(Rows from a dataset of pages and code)
• • •

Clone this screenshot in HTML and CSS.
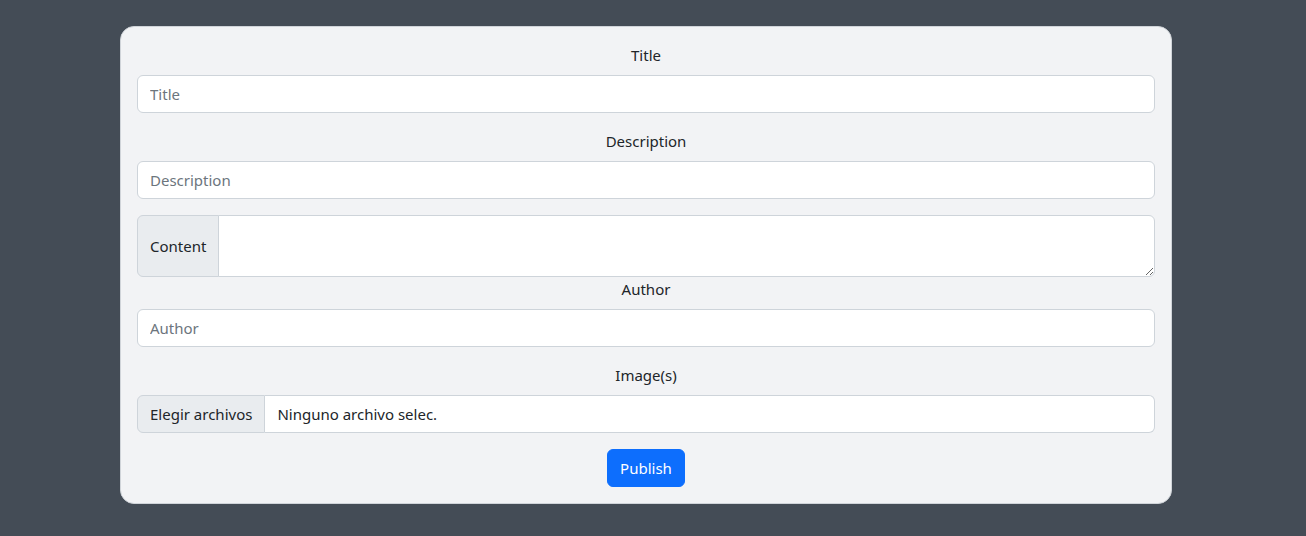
FILE: index.html
```html
<!DOCTYPE html>
<html lang="es">
<head>
<meta charset="utf-8">
<title>Publish</title>
<link rel="stylesheet" href="styles.css">
</head>
<body>
<main class="page">
  <form class="card">
    <label class="label" for="title">Title</label>
    <input class="control mb" id="title" type="text" placeholder="Title">

    <label class="label" for="desc">Description</label>
    <input class="control mb" id="desc" type="text" placeholder="Description">

    <div class="group">
      <span class="addon">Content</span>
      <textarea class="control area" rows="2"></textarea>
    </div>

    <label class="label" for="author">Author</label>
    <input class="control mb" id="author" type="text" placeholder="Author">

    <label class="label">Image(s)</label>
    <div class="group file mb">
      <span class="addon">Elegir archivos</span>
      <span class="file-name">Ninguno archivo selec.</span>
    </div>

    <div class="actions">
      <button class="btn" type="button">Publish</button>
    </div>
  </form>
</main>
</body>
</html>
```

FILE: styles.css
```css
* { box-sizing: border-box; }
html, body {
  margin: 0;
  padding: 0;
  height: 100%;
}
body {
  background: #444c56;
  font-family: "Noto Sans", "Segoe UI", "Liberation Sans", sans-serif;
  font-size: 15px;
  line-height: 24px;
  color: #212529;
}
.page {
  padding: 26px 135px 0 120px;
}
.card {
  display: flex;
  flex-direction: column;
  width: 1052px;
  background: #f2f3f5;
  border: 1px solid #d0d4d9;
  border-radius: 14px;
  padding: 16px;
}
.label {
  display: block;
  text-align: center;
  margin-bottom: 8px;
  height: 24px;
  line-height: 24px;
}
.control {
  display: block;
  width: 100%;
  height: 38px;
  padding: 6px 12px;
  font: inherit;
  line-height: 24px;
  color: #212529;
  background: #fff;
  border: 1px solid #ced4da;
  border-radius: 6px;
  outline: none;
}
.control::placeholder { color: #6c757d; opacity: 1; }
.mb { margin-bottom: 16px; }
.group {
  display: flex;
  align-items: stretch;
  width: 100%;
}
.addon {
  display: flex;
  align-items: center;
  padding: 6px 12px;
  background: #e9ecef;
  border: 1px solid #ced4da;
  border-radius: 6px 0 0 6px;
  white-space: nowrap;
  color: #212529;
}
.area {
  flex: 1;
  height: 62px;
  min-height: 62px;
  resize: vertical;
  margin-left: -1px;
  border-radius: 0 6px 6px 0;
}
.file {
  height: 38px;
}
.file-name {
  flex: 1;
  display: flex;
  align-items: center;
  padding: 6px 12px;
  background: #fff;
  border: 1px solid #ced4da;
  border-left: none;
  border-radius: 0 6px 6px 0;
}
.actions {
  display: flex;
  justify-content: center;
}
.btn {
  font: inherit;
  line-height: 24px;
  height: 38px;
  color: #fff;
  background: #0d6efd;
  border: 1px solid #0d6efd;
  border-radius: 6px;
  padding: 6px 12px;
  cursor: pointer;
}
```
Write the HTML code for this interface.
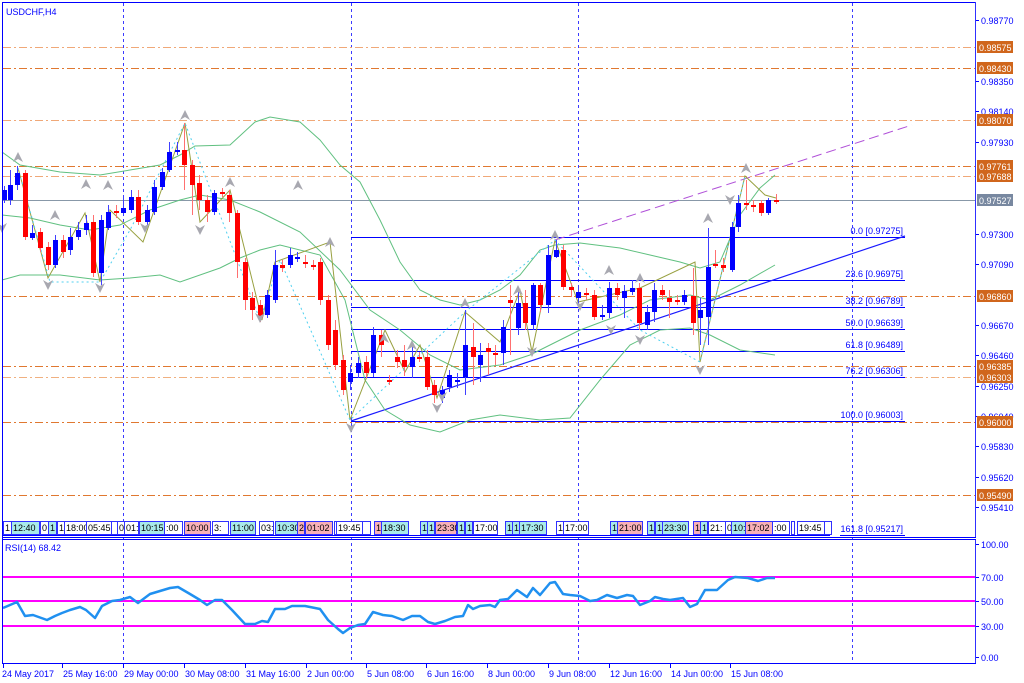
<!DOCTYPE html>
<html><head><meta charset="utf-8"><style>
html,body{margin:0;padding:0;background:#fff;width:1024px;height:683px;overflow:hidden}
svg{display:block;font-family:"Liberation Sans",Tahoma,sans-serif}
</style></head><body>
<svg id="s" width="1024" height="683" viewBox="0 0 1024 683" xmlns="http://www.w3.org/2000/svg">
<rect width="1024" height="683" fill="#fff"/>
<g id="bg"></g>
<g id="fg"></g>
<!-- frames -->
<line x1="2.5" y1="2" x2="2.5" y2="664" stroke="#0000ff"/>
<line x1="2" y1="2.5" x2="976" y2="2.5" stroke="#0000ff"/>
<line x1="975.5" y1="2" x2="975.5" y2="538" stroke="#3030ff"/>
<line x1="975.5" y1="539" x2="975.5" y2="664" stroke="#3030ff"/>
<line x1="2" y1="537.5" x2="976" y2="537.5" stroke="#0000ff"/>
<line x1="2" y1="539.5" x2="976" y2="539.5" stroke="#0000ff"/>
<line x1="2" y1="663.5" x2="976" y2="663.5" stroke="#0000ff"/>
<text x="6" y="15" font-size="9" fill="#0000ff">USDCHF,H4</text>
<text x="5" y="551" font-size="9" fill="#0000ff">RSI(14) 68.42</text>
</svg>
<script>
var NS="http://www.w3.org/2000/svg";
var bg=document.getElementById('bg'),fg=document.getElementById('fg');
function el(p,t,a,txt){var e=document.createElementNS(NS,t);for(var k in a)e.setAttribute(k,a[k]);if(txt!==undefined)e.textContent=txt;p.appendChild(e);return e;}
function pl(p,pts,a){a.points=pts.map(function(q){return q.join(',')}).join(' ');a.fill='none';return el(p,'polyline',a);}
// vertical dashed
[123,351,578,852].forEach(function(x){el(bg,'line',{x1:x+.5,y1:3,x2:x+.5,y2:663,stroke:'#3b3bff','stroke-dasharray':'3,3'});});
// horizontal orange lines
[[47,'0.98575','#f0a878'],[68,'0.98430','#e07830'],[120,'0.98070','#f0a878'],[166,'0.97761','#e07830'],[176,'0.97688','#f0a878'],[296,'0.96860','#e07830'],[366,'0.96385','#e07830'],[377,'0.96303','#f0b080'],[422,'0.96000','#e07830'],[495,'0.95490','#e07830']].forEach(function(h){
 el(bg,'line',{x1:3,y1:h[0]+.5,x2:975,y2:h[0]+.5,stroke:h[2],'stroke-dasharray':'8,3,2,3'});
});
// gray price line
el(bg,'line',{x1:3,y1:200.5,x2:975,y2:200.5,stroke:'#8898a8'});
// axis labels main
[[20,'0.98770'],[81,'0.98350'],[111,'0.98140'],[142,'0.97930'],[234,'0.97300'],[264,'0.97090'],[325,'0.96670'],[355,'0.96460'],[386,'0.96250'],[416,'0.96040'],[446,'0.95830'],[477,'0.95620'],[507,'0.95410']].forEach(function(a){
 el(fg,'line',{x1:975,y1:a[0]+.5,x2:979,y2:a[0]+.5,stroke:'#0000ff'});
 el(fg,'text',{x:981,y:a[0]+4,'font-size':'9',fill:'#0000ff'},a[1]);
});
[[47,'0.98575'],[68,'0.98430'],[120,'0.98070'],[166,'0.97761'],[176,'0.97688'],[296,'0.96860'],[366,'0.96385'],[377,'0.96303'],[422,'0.96000'],[495,'0.95490']].forEach(function(a){
 el(fg,'rect',{x:977,y:a[0]-6,width:36,height:12,fill:'#d0661c'});
 el(fg,'text',{x:979,y:a[0]+4,'font-size':'9',fill:'#fff'},a[1]);
});
el(fg,'rect',{x:977,y:194,width:36,height:12,fill:'#7888a0'});
el(fg,'text',{x:979,y:204,'font-size':'9',fill:'#fff'},'0.97527');
// fib lines
[[237,'0.0 [0.97275]'],[280,'23.6 [0.96975]'],[307,'38.2 [0.96789]'],[329,'50.0 [0.96639]'],[351,'61.8 [0.96489]'],[377,'76.2 [0.96306]'],[421,'100.0 [0.96003]']].forEach(function(f){
 el(bg,'line',{x1:351,y1:f[0]+.5,x2:905,y2:f[0]+.5,stroke:'#0000ff'});
 el(bg,'text',{x:903,y:f[0]-3,'font-size':'9',fill:'#0000ff','text-anchor':'end'},f[1]);
});
el(bg,'text',{x:903,y:532,'font-size':'9',fill:'#0000ff','text-anchor':'end'},'161.8 [0.95217]');
el(bg,'line',{x1:840,y1:535.5,x2:905,y2:535.5,stroke:'#0000ff'});
// trend lines
el(bg,'line',{x1:351,y1:421,x2:905,y2:236,stroke:'#1a1aff','stroke-width':1.2});
el(bg,'line',{x1:555,y1:240,x2:912,y2:125,stroke:'#b050d8','stroke-dasharray':'10,5'});
// bollinger
var bb='#60c080';
pl(bg,[[2,152],[20,165],[60,172],[100,175],[130,170],[160,165],[180,155],[195,146],[230,145],[255,122],[270,117],[300,122],[320,140],[340,165],[360,182],[380,220],[400,262],[420,290],[440,300],[460,305],[480,300],[500,290],[520,275],[540,250],[555,245],[580,243],[620,248],[650,255],[680,262],[700,268],[720,262],[740,215],[760,188],[775,175]],{stroke:bb});
pl(bg,[[2,215],[30,218],[60,225],[90,230],[120,225],[150,210],[180,200],[200,195],[230,200],[260,212],[300,232],[340,270],[370,310],[400,330],[430,355],[460,370],[500,365],[530,355],[550,345],[580,330],[620,315],[650,300],[690,295],[710,300],[740,285],[775,265]],{stroke:bb});
pl(bg,[[2,280],[20,275],[60,275],[100,280],[130,278],[160,275],[180,282],[220,268],[240,258],[260,250],[280,245],[320,255],[345,300],[365,380],[385,410],[410,425],[440,432],[470,420],[500,415],[540,420],[570,418],[600,380],[630,345],[660,330],[690,328],[710,335],[740,350],[775,355]],{stroke:bb});
// zigzags
pl(bg,[[18,168],[48,278],[85,213],[100,282],[110,210],[143,242],[185,123],[200,222],[230,190],[262,320],[275,262],[330,242],[350,420],[385,330],[405,372],[420,345],[437,398],[465,312],[500,342],[520,290],[532,352],[555,240],[578,302],[640,288],[695,262],[700,362],[745,176],[765,195],[776,198]],{stroke:'#98a040'});
pl(bg,[[18,168],[50,282],[100,282],[130,230],[185,123],[260,320],[280,260],[350,420],[465,312],[555,240],[640,330],[700,362],[745,176]],{stroke:'#50d0f0','stroke-dasharray':'2,3'});
// candles [x,o,c,h,l]
var C=[[4,200,190,186,203],[10,200,185,170,205],[17,185,173,166,190],[25,173,237,170,240],[32,238,233,225,240],[40,232,248,228,252],[48,247,265,242,270],[55,265,240,235,268],[63,240,252,235,258],[70,250,237,228,255],[78,237,230,222,240],[86,230,223,215,235],[93,222,273,215,277],[101,273,220,215,285],[108,228,212,205,230],[116,211,213,205,218],[123,213,208,195,215],[131,210,197,190,213],[138,197,222,190,225],[147,222,210,205,225],[154,212,187,180,215],[162,187,172,168,190],[169,170,152,142,172],[177,152,150,142,155],[184,150,165,123,190],[192,165,185,160,215],[199,183,200,175,210],[207,200,212,195,222],[214,212,193,190,215],[222,192,194,188,197],[229,195,213,190,222],[237,213,262,210,278],[245,262,300,258,310],[252,298,310,292,320],[260,305,318,300,322],[267,315,295,290,318],[275,300,265,250,303],[282,265,268,260,272],[290,265,255,248,268],[297,258,257,252,262],[305,262,263,255,268],[313,265,266,260,270],[320,262,300,258,305],[328,300,345,295,350],[335,330,365,320,370],[343,360,390,355,395],
[350,382,373,365,390],[358,373,363,357,378],[366,362,373,356,378],[373,373,335,327,377],[381,335,345,330,357],[389,380,382,375,385],[397,357,362,350,368],[404,360,367,345,376],[412,367,357,345,378],[419,357,358,352,362],[427,357,387,350,390],[434,385,395,380,403],[442,398,390,386,403],[449,387,375,370,392],[457,381,380,373,388],[465,377,345,310,395],[473,347,357,323,385],[480,365,355,343,382],[488,348,352,343,375],[495,353,354,345,365],[503,353,327,320,365],[510,300,303,285,355],[518,328,303,288,335],[525,303,323,290,330],[533,325,285,283,330],[540,285,305,283,312],[548,305,255,245,313],[556,257,250,240,258],[563,250,287,245,290],[571,287,290,283,297],[578,298,292,285,305],[586,293,294,288,300],[594,295,317,290,320],[602,317,315,305,320],[609,313,288,282,318],[617,288,295,283,300],[624,298,291,285,318],[632,292,288,280,295],[639,288,323,283,330],[647,325,312,305,330],[654,312,290,283,322],[662,290,295,285,300],[669,298,302,290,318],[677,300,301,295,305],[684,302,295,290,305],[693,296,323,268,335],[700,318,310,298,345],[708,317,267,228,345],[715,264,266,250,268],[723,265,268,258,272],[732,270,227,222,272],[738,227,203,195,232],[746,203,204,180,210],[753,205,207,200,212],[761,203,213,200,216],[768,213,200,198,215],[776,200,201,194,204]];
C.forEach(function(c){
 var red=c[2]>c[1],col=red?'#ff0000':'#0000ff';
 el(fg,'line',{x1:c[0]+.5,y1:c[3],x2:c[0]+.5,y2:c[4],stroke:red?'#ff7070':'#4040ff'});
 var t=Math.min(c[1],c[2]),h=Math.max(2,Math.abs(c[2]-c[1]));
 el(fg,'rect',{x:c[0]-2,y:t,width:5,height:h,fill:col});
});
// fractal arrows
function up(x,y){el(fg,'path',{d:'M'+(x-5)+' '+(y+5)+' L'+x+' '+(y-5)+' L'+(x+5)+' '+(y+5)+' L'+x+' '+(y+2)+' Z',fill:'#a8a8b0'});}
function dn(x,y){el(fg,'path',{d:'M'+(x-5)+' '+(y-5)+' L'+x+' '+(y+5)+' L'+(x+5)+' '+(y-5)+' L'+x+' '+(y-2)+' Z',fill:'#a8a8b0'});}
[[18,157],[55,215],[86,184],[108,185],[185,115],[230,182],[298,185],[330,242],[384,338],[412,345],[465,303],[518,290],[555,235],[609,270],[640,278],[708,218],[746,168]].forEach(function(a){up(a[0],a[1]);});
[[2,228],[48,285],[100,288],[145,228],[200,230],[260,318],[351,428],[442,397],[437,408],[532,352],[580,306],[611,330],[640,340],[700,370],[730,200]].forEach(function(a){dn(a[0],a[1]);});
// label row
var L=[[3,8,'1','w'],[11,28,'12:40','c'],[39,2,'','w'],[40,8,'0','w'],[48,8,'1','c'],[57,7,'1','w'],[64,22,'18:00','w'],[86,25,'05:45','w'],[111,6,'','w'],[117,7,'0','w'],[124,14,'01:','w'],[139,25,'10:15','c'],[164,18,':00','w'],[184,26,'10:00','p'],[212,16,'3:','w'],[230,25,'11:00','c'],[259,14,'03:','w'],[275,22,'10:30','c'],[297,7,'2','p'],[305,27,'01:02','p'],[334,2,'','w'],[336,26,'19:45','w'],[362,8,'','w'],[374,7,'1','p'],[381,27,'18:30','c'],[420,7,'1','c'],[427,7,'1','c'],[435,21,'23:30','p'],[457,7,'1','c'],[465,7,'1','c'],[473,24,'17:00','w'],[505,7,'1','c'],[512,7,'1','c'],[519,27,'17:30','c'],[556,7,'1','w'],[563,25,'17:00','w'],[610,7,'1','c'],[617,25,'21:00','p'],[647,7,'1','c'],[655,7,'1','c'],[662,26,'23:30','c'],[693,7,'1','p'],[700,7,'1','c'],[708,17,'21:','w'],[725,6,'0','w'],[731,14,'10:','c'],[745,27,'17:02','p'],[772,17,':00','w'],[791,3,'','w'],[797,27,'19:45','w'],[824,7,'','w']];
var F={w:'#ffffff',c:'#a8eaea',p:'#f8b0b8'};
L.forEach(function(b){
 el(fg,'rect',{x:b[0]+.5,y:521.5,width:b[1],height:13,fill:F[b[3]],stroke:'#3030ff'});
 if(b[2])el(fg,'text',{x:b[0]+2,y:531,'font-size':'9',fill:'#000'},b[2]);
});
el(fg,'line',{x1:3,y1:535.5,x2:420,y2:535.5,stroke:'#0000ff'});
el(fg,'line',{x1:420,y1:535.5,x2:830,y2:535.5,stroke:'#0000ff'});
// RSI
[[577],[601],[626]].forEach(function(r){el(bg,'line',{x1:3,y1:r[0],x2:975,y2:r[0],stroke:'#ff00ff','stroke-width':2});});
[[544,'100.00'],[577,'70.00'],[601,'50.00'],[626,'30.00'],[657,'0.00']].forEach(function(a){
 el(fg,'line',{x1:975,y1:a[0]+.5,x2:979,y2:a[0]+.5,stroke:'#0000ff'});
 el(fg,'text',{x:981,y:a[0]+4,'font-size':'9',fill:'#0000ff'},a[1]);
});
pl(fg,[[3,608],[17,602],[25,616],[33,615],[47,620],[55,616],[62,613],[70,610],[80,607],[86,610],[95,618],[102,606],[112,601],[120,600],[130,597],[138,603],[150,594],[170,588],[178,587],[190,594],[200,600],[207,605],[215,600],[222,600],[232,610],[245,624],[255,624],[262,621],[268,622],[275,609],[285,609],[292,606],[305,606],[315,608],[320,609],[328,620],[338,629],[343,633],[350,628],[358,625],[365,624],[373,612],[383,615],[392,616],[403,620],[412,616],[420,616],[428,622],[435,624],[445,621],[455,617],[463,616],[468,605],[473,609],[480,606],[490,605],[495,607],[500,600],[508,599],[517,590],[527,597],[533,588],[540,595],[550,583],[555,582],[563,594],[570,595],[580,596],[590,601],[597,600],[607,595],[617,598],[627,595],[633,596],[640,605],[650,601],[655,597],[663,599],[670,600],[683,598],[690,607],[697,604],[705,590],[717,590],[728,580],[735,577],[748,578],[758,581],[767,578],[775,578]],{stroke:'#2090f0','stroke-width':2.5,'stroke-linejoin':'round'});
// dates
[[3,'24 May 2017'],[62,'25 May 16:00'],[123,'29 May 00:00'],[184,'30 May 08:00'],[245,'31 May 16:00'],[306,'2 Jun 00:00'],[366,'5 Jun 08:00'],[426,'6 Jun 16:00'],[487,'8 Jun 00:00'],[548,'9 Jun 08:00'],[609,'12 Jun 16:00'],[670,'14 Jun 00:00'],[730,'15 Jun 08:00']].forEach(function(d){
 el(fg,'line',{x1:d[0]+.5,y1:664,x2:d[0]+.5,y2:668,stroke:'#0000ff'});
 el(fg,'text',{x:d[0]+(d[0]==3?-1:1),y:677,'font-size':'9',fill:'#0000ff'},d[1]);
});
</script>
</body></html>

• • •

▸ **Your objective**:
Go through the material above and count the lines that include "this". Give the number alone.

▸ **Written response**:
2